Fortune 500 CEOs and CFOs were also there to give their insights on the business landscape. Walmart’s CFO Brett Biggs sat down with Award-winning journalist Ed Gordon to discuss “Transformation: Leadership that Works.” After the session, Ed Gordon provided key takeaways: “Being a transformative company is real in today’s world. Walmart, as we heard in this session, is not just a company that has big stores all over [the world]. They have broadened their scope and widen their aperture. That is how companies survive today. Many of the questions that were asked [today] were about how do I become a piece of clay and mold myself to make sure I don’t get lost and that I’m able to adapt to all of the changes and make myself marketable for employers.”
And if you’re an entrepreneur on the move, there were sessions for you, too. NBMBAA members participated in the Scale-Up Pitch Challenge sponsored by FedEx. The competition was designed to “make big ideas bigger” by encouraging members to create startups that were scalable. 10 semi-finalists were chosen to pitch their idea to a panel of judges at the conference and three finalists took home the top prizes of the evening. Kwame Bolar, the co-founder of Neu, won the competition and walked away with the Grand Prize of $50,000. Neu is a hotel-like turnkey solution for Airbnb and vacation rental hosts. Through tech and operations, the company gets apartments guest ready in between guest stays.

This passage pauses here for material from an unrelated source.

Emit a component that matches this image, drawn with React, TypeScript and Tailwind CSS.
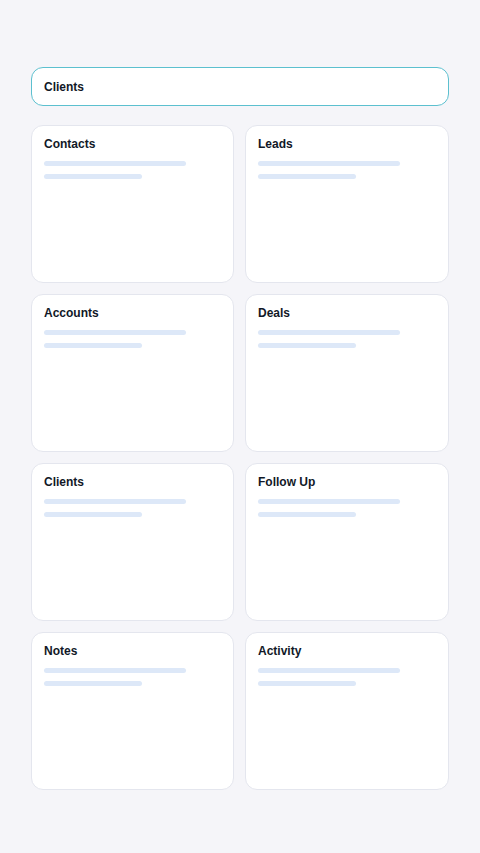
const cards = ["Contacts", "Leads", "Accounts", "Deals", "Clients", "Follow Up", "Notes", "Activity"];

export default function App() {
  return (
    <div
      className="min-h-[853px] w-full bg-[#f5f5f9] px-[31px] pt-[67px]"
      style={{ fontFamily: "'Liberation Sans', Arial, sans-serif" }}
    >
      <div className="flex h-[39px] items-center rounded-[12px] border-[1.5px] border-[#5cc0cf] bg-white px-[12px]">
        <span className="text-[12px] font-bold text-[#111827]">Clients</span>
      </div>
      <div className="mt-[19px] grid grid-cols-[203px_1fr] gap-[11px]">
        {cards.map((title) => (
          <div
            key={title}
            className="h-[158px] rounded-[12px] border border-[#e4e6ee] bg-white px-[12px] pt-[10px]"
          >
            <h3 className="text-[12px] font-bold leading-4 text-[#111827]">{title}</h3>
            <div className="mt-[9px] h-[5px] w-[142px] rounded-full bg-[#dde8f8]" />
            <div className="mt-[8px] h-[5px] w-[98px] rounded-full bg-[#dde8f8]" />
          </div>
        ))}
      </div>
    </div>
  );
}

There were many other entrepreneurs at the conference who have created successful companies based on smart strategies. Tamira Chapman, entrepreneur and attorney, was tapped by Ford Motor Company to implement health care reform on behalf of their employees. She also runs a start-up that helps nonprofits understand how technology and data analytics can help them create sustainable revenue. Chapman recommends aspiring entrepreneurs to start smart when launching a business.
“One of the most important things we can do when starting a business is to look around and see what the market wants and what the market needs,” says Chaprman. “If you start off in an area where you are providing products that are already in demand to a group of people that want them, that gives you capital, access to opportunity, and momentum to put out something later that you may have had in your heart. We’ve got to start off smart first.”
The NBMBAA 41st Annual Conference & Exposition took place September 24-28, 2019 in Houston.